I kissed Kaety, tears in our eyes. All four of us held hands and turned to walk out of Dachau.

We walked away, and held all those who didn’t in our hearts.


Tips for Visiting Dachau:

  • Dachau is a very short drive from downtown Munich.

  • Dachau was one of the first camps developed, and has a unique story.

  • Plan 3+ hours for your visit. The site is large, and the information dense. It’s also a place that demands pacing, not just to honor those who lost their lives there, but also to manage your feelings.

  • Get everyone fed before your visit. There are lots of fast food places in the area that will make everyone happy.

  • We decided to take our kids. We had some reservations, but the stewards of the site have done a nice job of recommending a route that avoids particularly graphic images not appropriate for children.

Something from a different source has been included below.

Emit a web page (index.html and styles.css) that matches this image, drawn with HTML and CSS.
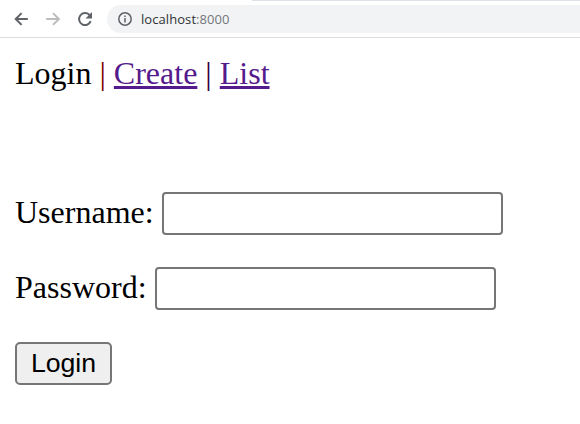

  • Spend some time before your visit getting clear on how you are going to talk about the place and its history with your children. For our 8-year old we established one narrative. For our 17-year old, who had taken world history and knew the story, needed less explanation and more modeling on how to ‘be’ with the weight of the place.

  • The crematorium and gas chambers are in a compartmentalized portion of the site. You won’t happen upon them by accident. We took turns walking through - one of staying with our 8-year old.

  • Save your visits to the chapels that run along the back of the camp for last - they are each remarkable works of art - we found them very inspirational and were designed to honor those who lost their lives in the camps, but also to help the living process their feelings.

  • Plan something chill in your itinerary after your visit. We had some drive time to talk, decompress and answer questions from the kids.